Victor Simpson
- Birth name: Victor Lenard James Simpson
- Date of birth: 26 February 1960 (age 65)
- Place of birth: Gisborne, New Zealand
- Height: 1.80 m (5 ft 11 in)
- Weight: 84 kg (185 lb)
- School: Gisborne Boys' High School
- University: University of Canterbury
- Notable relative(s): Stephen Brett (stepson)

Rugby union career
- Position(s): Centre

Provincial / State sides
- Years: Team / Apps / (Points)
- 1979: Poverty Bay / 3 / ()
- 1980–90: Canterbury / 118 / ()

International career
- Years: Team / Apps / (Points)
- 1980: New Zealand Colts / 3
- 1981–82: New Zealand Māori
- 1982: NZ Universities / 1
- 1985: New Zealand / 2 / (0)

= Victor Simpson =

Victor Lenard James Simpson (born 26 February 1960) is a former New Zealand rugby union player.

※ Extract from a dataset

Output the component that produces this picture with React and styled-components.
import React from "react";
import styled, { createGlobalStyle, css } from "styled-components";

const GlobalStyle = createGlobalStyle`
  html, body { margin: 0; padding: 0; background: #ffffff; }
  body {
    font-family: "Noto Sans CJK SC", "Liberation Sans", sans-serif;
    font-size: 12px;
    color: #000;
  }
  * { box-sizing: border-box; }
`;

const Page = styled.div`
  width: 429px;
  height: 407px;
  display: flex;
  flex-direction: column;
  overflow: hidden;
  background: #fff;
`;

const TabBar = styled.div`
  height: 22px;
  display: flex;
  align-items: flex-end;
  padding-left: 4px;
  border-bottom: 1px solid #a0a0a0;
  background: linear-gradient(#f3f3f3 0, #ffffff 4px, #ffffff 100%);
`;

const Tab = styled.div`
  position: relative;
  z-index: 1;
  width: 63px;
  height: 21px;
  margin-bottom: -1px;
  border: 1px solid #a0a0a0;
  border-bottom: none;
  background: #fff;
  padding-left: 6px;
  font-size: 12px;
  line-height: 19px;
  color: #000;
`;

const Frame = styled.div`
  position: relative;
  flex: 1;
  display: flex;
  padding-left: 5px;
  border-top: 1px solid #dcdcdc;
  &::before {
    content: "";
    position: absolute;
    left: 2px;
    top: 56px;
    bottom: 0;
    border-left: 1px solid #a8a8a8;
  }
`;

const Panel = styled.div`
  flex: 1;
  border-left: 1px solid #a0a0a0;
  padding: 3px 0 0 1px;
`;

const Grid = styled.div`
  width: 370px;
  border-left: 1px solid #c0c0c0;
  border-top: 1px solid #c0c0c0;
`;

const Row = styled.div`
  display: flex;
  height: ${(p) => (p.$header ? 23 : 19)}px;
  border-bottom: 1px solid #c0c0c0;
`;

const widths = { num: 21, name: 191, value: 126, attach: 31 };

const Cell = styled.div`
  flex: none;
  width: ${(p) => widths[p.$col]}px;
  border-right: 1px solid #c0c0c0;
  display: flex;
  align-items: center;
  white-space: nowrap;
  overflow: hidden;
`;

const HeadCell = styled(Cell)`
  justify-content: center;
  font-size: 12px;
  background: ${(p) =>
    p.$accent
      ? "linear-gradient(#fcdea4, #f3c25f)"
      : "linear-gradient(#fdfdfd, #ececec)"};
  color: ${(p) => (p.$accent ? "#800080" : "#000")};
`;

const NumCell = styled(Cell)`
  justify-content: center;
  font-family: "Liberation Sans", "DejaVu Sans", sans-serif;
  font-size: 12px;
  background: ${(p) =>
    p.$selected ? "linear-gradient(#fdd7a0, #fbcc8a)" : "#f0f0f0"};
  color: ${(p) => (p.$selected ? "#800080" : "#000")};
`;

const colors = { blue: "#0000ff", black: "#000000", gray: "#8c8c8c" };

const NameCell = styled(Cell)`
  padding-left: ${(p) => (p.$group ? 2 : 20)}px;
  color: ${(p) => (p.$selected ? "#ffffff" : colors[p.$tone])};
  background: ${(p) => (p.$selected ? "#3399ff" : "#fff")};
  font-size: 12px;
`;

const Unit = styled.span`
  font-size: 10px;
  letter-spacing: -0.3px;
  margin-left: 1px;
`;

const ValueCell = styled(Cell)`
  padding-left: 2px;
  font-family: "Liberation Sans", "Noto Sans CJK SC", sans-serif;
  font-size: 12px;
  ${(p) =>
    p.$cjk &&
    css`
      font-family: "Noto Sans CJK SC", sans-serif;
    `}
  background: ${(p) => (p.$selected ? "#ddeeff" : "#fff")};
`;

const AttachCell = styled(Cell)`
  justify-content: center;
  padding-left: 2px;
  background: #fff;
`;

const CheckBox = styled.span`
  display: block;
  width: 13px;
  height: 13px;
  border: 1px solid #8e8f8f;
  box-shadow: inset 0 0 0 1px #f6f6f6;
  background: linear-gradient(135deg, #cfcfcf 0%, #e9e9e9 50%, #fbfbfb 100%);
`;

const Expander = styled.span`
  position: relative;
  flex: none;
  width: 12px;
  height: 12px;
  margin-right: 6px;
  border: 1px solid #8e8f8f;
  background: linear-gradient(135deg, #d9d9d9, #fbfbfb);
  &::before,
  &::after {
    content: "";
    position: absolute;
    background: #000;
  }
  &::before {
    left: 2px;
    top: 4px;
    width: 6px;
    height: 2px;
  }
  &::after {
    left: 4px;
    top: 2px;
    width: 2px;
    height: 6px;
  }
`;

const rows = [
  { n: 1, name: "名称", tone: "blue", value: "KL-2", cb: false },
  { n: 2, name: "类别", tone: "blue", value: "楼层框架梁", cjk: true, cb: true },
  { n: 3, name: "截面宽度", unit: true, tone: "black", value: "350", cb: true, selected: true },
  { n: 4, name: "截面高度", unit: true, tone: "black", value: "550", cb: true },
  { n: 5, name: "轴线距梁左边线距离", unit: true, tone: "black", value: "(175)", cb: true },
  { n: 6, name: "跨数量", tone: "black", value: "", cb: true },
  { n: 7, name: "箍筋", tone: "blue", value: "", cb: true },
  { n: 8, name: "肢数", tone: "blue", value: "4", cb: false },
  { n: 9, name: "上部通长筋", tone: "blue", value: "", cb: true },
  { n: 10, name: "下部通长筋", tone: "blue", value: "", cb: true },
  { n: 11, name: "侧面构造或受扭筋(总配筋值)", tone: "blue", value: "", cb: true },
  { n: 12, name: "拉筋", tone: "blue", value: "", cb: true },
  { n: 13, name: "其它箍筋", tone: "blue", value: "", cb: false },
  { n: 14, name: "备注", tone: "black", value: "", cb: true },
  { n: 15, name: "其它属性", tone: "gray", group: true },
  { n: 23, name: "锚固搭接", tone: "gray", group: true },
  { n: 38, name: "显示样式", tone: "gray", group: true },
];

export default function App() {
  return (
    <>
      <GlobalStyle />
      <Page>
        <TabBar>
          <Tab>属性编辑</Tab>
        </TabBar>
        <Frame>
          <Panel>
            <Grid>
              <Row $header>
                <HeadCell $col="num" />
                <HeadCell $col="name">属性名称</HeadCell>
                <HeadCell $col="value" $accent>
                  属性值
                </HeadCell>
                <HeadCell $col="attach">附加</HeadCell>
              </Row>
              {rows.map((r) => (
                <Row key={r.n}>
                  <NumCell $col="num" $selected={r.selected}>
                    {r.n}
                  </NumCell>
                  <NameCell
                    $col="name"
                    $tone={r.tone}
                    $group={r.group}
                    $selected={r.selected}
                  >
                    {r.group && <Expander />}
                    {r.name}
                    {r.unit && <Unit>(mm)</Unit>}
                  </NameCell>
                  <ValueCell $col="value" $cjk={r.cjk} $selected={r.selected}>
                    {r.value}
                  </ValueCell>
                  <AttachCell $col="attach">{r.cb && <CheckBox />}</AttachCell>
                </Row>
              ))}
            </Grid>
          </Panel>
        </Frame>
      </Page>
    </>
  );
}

A centre, Simpson represented Poverty Bay briefly and then Canterbury at a provincial level, and was a member of the New Zealand national side, the All Blacks, in 1985. He played four matches for the All Blacks including two internationals against Argentina.

Simpson is the stepfather of rugby player Stephen Brett.